Zo ging vorige week eerst EU-commissaris Frans Timmermans en vervolgens afgelopen weekeinde de Duitse bondskanselier Angela Merkel bij de Turkse president Recep Tayyip Erdogan op bezoek. Met geschenken. De Europese Unie wil wel weer gaan praten over toetreding van Turkije tot de Unie. Ook zal het afschaffen van de visumplicht voor Turken worden versneld. Vervolgens zaten er in de cadeautas ook nog een paar miljard euro om het opvangen van Syrische vluchtelingen in Turkije mee te bekostigen.

Nu Europa de buurman nodig heeft om de vluchtelingenstroom in te dammen, is het onwelgevallige gedrag van Erdogan ineens minder belangrijk. Dat de Turkse president het niet nauw neemt met de mensenrechten, Koerden in zijn land niet als gelijke burgers behandelt, kritiek niet duldt, de vrije pers een doorn in het oog vindt, Europa stapt er even overheen. Principes en idealen moeten maar even wachten op betere tijden.

Dat individuele EU-regeringsleiders zeggen niet aan de strenge EU-toetredingseisen voor Turkije te zullen tornen, moet de ontstane onrust wat tot bedaren brengen. Maar het zou niet de eerste keer zijn dat de EU een oogje dichtknijpt.

President Erdogan is vooralsnog de lachende derde. De smeekbede van zijn buren geeft hem macht, en door de deal met de EU krijgt hij daarnaast ook aanzien in eigen land. Mogelijk bezorgt dat laatste hem begin november bij de parlementsverkiezingen een gunstige uitslag voor zijn AK-partij. Daarmee zou hij dan een paar maanden later dan hij aanvankelijk wilde alsnog de absolute meerderheid in zijn land kunnen krijgen. En daarmee nog meer macht naar zich toe kunnen trekken.

In eigen land kreeg vvd-fractievoorzitter Halbe Zijlstra begin dit jaar veel kritiek over zich heen toen hij ervoor pleitte om dictators aan de randen van Europa niet meer met het opgeheven vingertje tegemoet te treden. Een stabiel regime moest volgens Zijlstra worden gekoesterd en middels geleidelijkheid moest worden geprobeerd de situatie voor de bewoners te verbeteren. Erdogan is weliswaar gekozen, maar hij vertoont wel dictatoriale neigingen.
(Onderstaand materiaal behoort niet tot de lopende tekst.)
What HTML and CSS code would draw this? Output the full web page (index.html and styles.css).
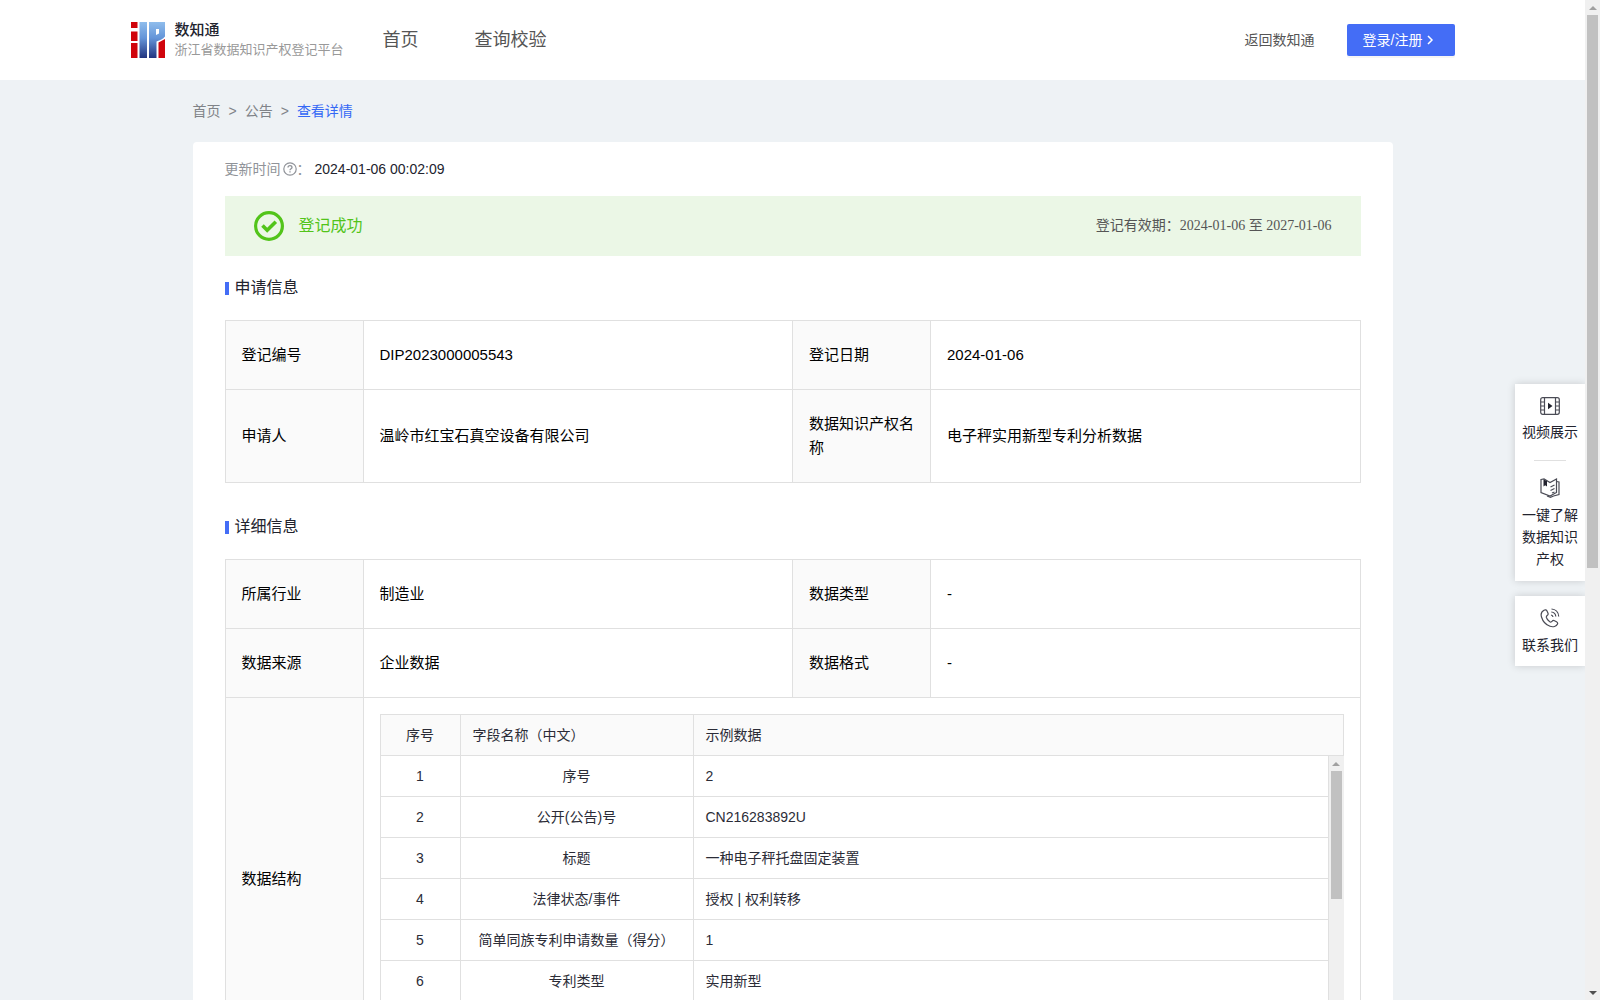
FILE: index.html
```html
<!DOCTYPE html>
<html lang="zh-CN">
<head>
  <meta charset="UTF-8" />
  <meta name="viewport" content="width=device-width, initial-scale=1.0"/>
  <title>查看详情 | 浙江省数据知识产权登记平台</title>
  <link rel="stylesheet" href="styles.css">
</head>
<body>
  <div class="page">
    <header class="header">
      <div class="header-inner">
        <a href="#" class="logo">
          <svg width="34" height="36" viewBox="0 0 34 36" aria-hidden="true">
            <defs>
              <linearGradient id="blue" x1="0" y1="0" x2="0" y2="36" gradientUnits="userSpaceOnUse">
                <stop offset="0" stop-color="#8fbdec"/>
                <stop offset="0.45" stop-color="#6494d8"/>
                <stop offset="1" stop-color="#22347f"/>
              </linearGradient>
            </defs>
            <path fill="#d0040c" d="M0 0h6.500v6H0zM0 9.500h6.500v9.500H0zM0 21h6.500v15H0z"/>
            <path fill="#d0040c" d="M27.500 20.500l6.500-3.500v19h-6.500z"/>
            <path fill="url(#blue)" d="M8.500 0h7.500v36H8.500zM18 0h16v14.500c-2 2.500-5 3.500-8.500 5V36H18zM25 7v6l3-1.500V7z" fill-rule="evenodd"/>
          </svg>
          <span class="logo-text">
            <strong>数知通</strong>
            <small>浙江省数据知识产权登记平台</small>
          </span>
        </a>
        <nav class="nav">
          <a href="#">首页</a>
          <a href="#">查询校验</a>
        </nav>
        <a href="#" class="back">返回数知通</a>
        <button type="button" class="btn-login">登录/注册
          <svg width="8" height="10" viewBox="0 0 8 10" fill="none" stroke="#fff" stroke-width="1.5" aria-hidden="true"><path d="M2 1l4 4-4 4"/></svg>
        </button>
      </div>
    </header>

    <main class="main">
      <nav class="breadcrumb">
        <a href="#">首页</a><span>&gt;</span><a href="#">公告</a><span>&gt;</span><a href="#" class="current">查看详情</a>
      </nav>

      <section class="card">
        <div class="update">
          <span class="update-label">更新时间</span>
          <svg width="14" height="14" viewBox="0 0 14 14" fill="none" stroke="#909399" aria-hidden="true">
            <circle cx="7" cy="7" r="6.2" stroke-width="1.2"/>
            <path d="M5 5.6c0-1.2.9-2 2-2s2 .8 2 1.8c0 1.3-2 1.4-2 2.9" stroke-width="1.3"/>
            <path d="M7 9.3v1.3" stroke-width="1.3"/>
          </svg>
          <span class="update-label">：</span>
          <time>2024-01-06 00:02:09</time>
        </div>

        <div class="status">
          <svg width="30" height="30" viewBox="0 0 30 30" fill="none" stroke="#52c41a" aria-hidden="true">
            <circle cx="15" cy="15" r="13.4" stroke-width="3.2"/>
            <path d="M8.5 14.5l4.700 4.800 8.600-8.600" stroke-width="3.6"/>
          </svg>
          <span class="status-text">登记成功</span>
          <span class="status-date">登记有效期：2024-01-06 至 2027-01-06</span>
        </div>

        <h2 class="title">申请信息</h2>
        <table class="info">
          <colgroup><col class="col-label"><col><col class="col-label"><col></colgroup>
          <tr>
            <th>登记编号</th><td>DIP2023000005543</td>
            <th>登记日期</th><td>2024-01-06</td>
          </tr>
          <tr class="tall">
            <th>申请人</th><td>温岭市红宝石真空设备有限公司</td>
            <th>数据知识产权名称</th><td>电子秤实用新型专利分析数据</td>
          </tr>
        </table>

        <h2 class="title title-next">详细信息</h2>
        <table class="info">
          <colgroup><col class="col-label"><col><col class="col-label"><col></colgroup>
          <tr>
            <th>所属行业</th><td>制造业</td>
            <th>数据类型</th><td>-</td>
          </tr>
          <tr>
            <th>数据来源</th><td>企业数据</td>
            <th>数据格式</th><td>-</td>
          </tr>
          <tr>
            <th>数据结构</th>
            <td colspan="3">
              <div class="fields">
                <table class="grid grid-head">
                  <colgroup><col class="col-no"><col class="col-name"><col></colgroup>
                  <tr><th class="center">序号</th><th>字段名称（中文）</th><th>示例数据</th></tr>
                </table>
                <div class="fields-body">
                  <div class="fields-rows">
                    <table class="grid">
                      <colgroup><col class="col-no"><col class="col-name"><col></colgroup>
                      <tr><td>1</td><td>序号</td><td>2</td></tr>
                      <tr><td>2</td><td>公开(公告)号</td><td>CN216283892U</td></tr>
                      <tr><td>3</td><td>标题</td><td>一种电子秤托盘固定装置</td></tr>
                      <tr><td>4</td><td>法律状态/事件</td><td>授权 | 权利转移</td></tr>
                      <tr><td>5</td><td>简单同族专利申请数量（得分）</td><td>1</td></tr>
                      <tr><td>6</td><td>专利类型</td><td>实用新型</td></tr>
                    </table>
                  </div>
                  <div class="scrollbar">
                    <i class="arrow-up"></i>
                    <i class="thumb thumb-fields"></i>
                  </div>
                </div>
              </div>
            </td>
          </tr>
        </table>
      </section>
    </main>

    <aside class="side">
      <div class="side-box">
        <a href="#" class="side-item">
          <svg width="20" height="18" viewBox="0 0 20 18" fill="none" stroke="#4a4b55" stroke-width="1.2" aria-hidden="true">
            <rect x=".7" y=".7" width="18.6" height="16.6" rx="2"/>
            <path d="M4.5 1v16M15.5 1v16M1 5h3.500M1 9h3.500M1 13h3.500M15.500 5H19M15.500 9H19M15.500 13H19"/>
            <path d="M8 5.800v6.400L12.500 9z" fill="#22232e" stroke="none"/>
          </svg>
          视频展示
        </a>
        <hr>
        <a href="#" class="side-item">
          <svg width="20" height="20" viewBox="0 0 20 20" fill="none" stroke="#4a4b55" stroke-width="1.2" aria-hidden="true">
            <path d="M1 1.500l3-.5 6 3.500L16.500 1v13.500L10 18 1 14.500z"/>
            <path d="M16.500 3.500l2.500.5v12.500L13.500 18l-3 1.300L7 18M10.500 9l4-2M10.500 12.500l4-2M12 15l2.500-1"/>
            <path d="M3.500 1.500v7l1.700-1.300L7 8.500V3z" fill="#22232e" stroke="none"/>
          </svg>
          一键了解数据知识产权
        </a>
      </div>
      <div class="side-box">
        <a href="#" class="side-item">
          <svg width="20" height="20" viewBox="0 0 20 20" fill="none" stroke="#4a4b55" stroke-width="1.2" aria-hidden="true">
            <path d="M4 2.200C1.500 3.500.6 6 1.500 9c1.200 4 4.300 7.800 8.500 9.300 3 1 6.500.2 7.500-2.300.4-1-.1-1.800-1-2.300l-2-1c-1-.5-1.700-.3-2.300.5-.8 1-1.700 1.200-2.700.4C8 12.500 6.900 11 6.400 9.500c-.3-1 .2-1.600 1-2.200.7-.5.9-1.200.6-2l-1-2.300C6.500 1.900 5.300 1.500 4 2.200z"/>
            <path d="M11.500 1c4 .3 7 3.300 7.200 7.500M11.300 4c2.600.2 4.300 1.900 4.500 4.500M11 7c1.200.1 1.800.7 2 2"/>
          </svg>
          联系我们
        </a>
      </div>
    </aside>
  </div>

  <div class="scrollbar scrollbar-page">
    <i class="arrow-up"></i>
    <i class="thumb thumb-page"></i>
    <i class="arrow-down"></i>
  </div>
</body>
</html>
```
FILE: styles.css
```css
* {
  box-sizing: border-box;
}

body {
  margin: 0;
  height: 100vh;
  overflow: hidden;
  display: flex;
  background: #eef2f5;
  color: #22232e;
  font-family: "Liberation Sans", "Noto Sans CJK SC", sans-serif;
  font-size: 14px;
  line-height: 22px;
}

a {
  color: inherit;
  text-decoration: none;
}

svg {
  display: block;
  flex: none;
}

.page {
  flex: 1;
  position: relative;
  overflow: hidden;
}

/* header */
.header {
  background: #fff;
}

.header-inner {
  max-width: 1324px;
  height: 80px;
  margin: 0 auto;
  display: flex;
  align-items: center;
}

.logo {
  display: flex;
  align-items: center;
  gap: 10px;
  width: 208px;
}

.logo-text strong,
.logo-text small {
  display: block;
  white-space: nowrap;
}

.logo-text strong {
  font-size: 15px;
  font-weight: 500;
  line-height: 20px;
}

.logo-text small {
  color: #999;
  font-size: 13px;
  line-height: 20px;
}

.nav {
  display: flex;
  gap: 56px;
  margin-left: 44px;
  flex: 1;
  color: #555;
  font-size: 18px;
}

.back {
  color: #555;
  margin-right: 32px;
}

.btn-login {
  display: flex;
  align-items: center;
  gap: 4px;
  width: 108px;
  height: 32px;
  padding: 0 16px;
  border: none;
  border-radius: 2px;
  background: #446df6;
  box-shadow: 0 2px 0 rgba(0, 0, 0, 0.04);
  color: #fff;
  font: inherit;
  cursor: pointer;
}

/* content */
.main {
  max-width: 1200px;
  margin: 0 auto;
}

.breadcrumb {
  padding: 20px 0;
  color: #808388;
}

.breadcrumb span {
  margin: 0 8px;
}

.breadcrumb .current {
  color: #3468f5;
}

.card {
  background: #fff;
  border-radius: 4px;
  padding: 16px 32px 32px;
}

.update {
  display: flex;
  align-items: center;
  margin-bottom: 16px;
}

.update svg {
  margin-left: 2px;
}

.update-label {
  color: #909399;
}

.update time {
  margin-left: 4px;
}

.status {
  display: flex;
  align-items: center;
  height: 60px;
  padding: 0 29px;
  background: #ebf7e6;
}

.status-text {
  margin-left: 15px;
  color: #52c41a;
  font-size: 16px;
}

.status-date {
  margin-left: auto;
  color: #555;
  font-family: "Liberation Serif", "Noto Sans CJK SC", serif;
}

.title {
  display: flex;
  align-items: center;
  gap: 6px;
  margin: 20px 0;
  font-size: 16px;
  font-weight: normal;
  line-height: 24px;
}

.title::before {
  content: "";
  width: 4px;
  height: 13px;
  background: #446df6;
}

.title-next {
  margin-top: 32px;
}

.info,
.grid {
  width: 100%;
  table-layout: fixed;
  border-collapse: collapse;
}

.info {
  color: #000;
  font-size: 15px;
  line-height: 24px;
}

.info th,
.info td {
  height: 69px;
  padding: 0 16px;
  border: 1px solid #e0e0e0;
  font-weight: normal;
  text-align: left;
}

.info th {
  background: #fafafa;
}

.info .tall th,
.info .tall td {
  height: 93px;
}

.info .col-label {
  width: 138px;
}

/* field list inside the detail table */
.fields {
  padding: 16px 0;
}

.info .grid {
  color: #2b2c37;
  font-size: 14px;
  line-height: 22px;
}

.info .grid th,
.info .grid td {
  height: 41px;
  padding: 0 12px;
}

.info .grid .center,
.info .grid td:nth-child(-n+2) {
  text-align: center;
}

.col-no {
  width: 80px;
}

.col-name {
  width: 233px;
}

.fields-body {
  display: flex;
  height: 287px;
  overflow: hidden;
}

.fields-rows {
  flex: 1;
}

/* first row shares its top line with the header */
.fields-rows .grid {
  margin-top: -1px;
}

/* scrollbars */
.scrollbar {
  display: flex;
  flex-direction: column;
  align-items: center;
  width: 15px;
  background: #f0f0f0;
}

.arrow-up,
.arrow-down {
  border: 4px solid transparent;
  border-top: none;
  border-bottom-color: #a0a0a0;
  margin: 6px 0 5px;
}

.arrow-down {
  border-top: 4px solid #505050;
  border-bottom: none;
  margin-top: auto;
}

.thumb {
  width: 11px;
  background: #c1c1c1;
}

.thumb-fields {
  height: 128px;
}

.thumb-page {
  height: calc((100vh - 30px) * 0.57);
}

/* floating side menu */
.side {
  position: absolute;
  top: 384px;
  right: 0;
  width: 70px;
  display: flex;
  flex-direction: column;
  gap: 15px;
}

.side-box {
  padding: 13px 7px 11px;
  background: #fff;
  box-shadow: 0 0 8px rgba(0, 0, 0, 0.16);
}

.side-box:last-child {
  padding: 12px 7px 10px;
}

.side-item {
  display: flex;
  flex-direction: column;
  align-items: center;
  gap: 6px;
  text-align: center;
}

.side hr {
  width: 32px;
  margin: 17px auto;
  border: none;
  border-top: 1px solid #e0e0e0;
}
```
Het kan aan het herfstreces liggen, maar in de Nederlandse politiek blijft het na de deal met Turkije verdacht stil.

Dat democratie en mensenrechten niet met geweld kunnen worden geëxporteerd, heeft het Westen door veel schade en schande geleerd. Een stabiel, maar verwerpelijk regime omverwerpen kan de situatie in een land sterk doen verslechteren in plaats van verbeteren, zo weten we inmiddels.

Maar onderhandelen met een regeringsleider die het niet nauw neemt met waar het Westen voor wil staan, ervan uitgaande dat dat toch ten minste nog de bedoeling is, vergt wel enige consistentie. Bij de deal met Turkije over de toetreding tot de EU is er echter sprake van een complete, onverwachte draai. Dit zal het toch al afzwakkende vertrouwen in de EU bij haar burgers niet bevorderen. Terwijl het indammen van de vluchtelingenstroom ook juist dat als achtergrond heeft. Onderhandelen vanuit een onderliggende positie, smekend om hulp, is ook heel wat anders dan als bovenliggende partij. Europa zal het moeten leren.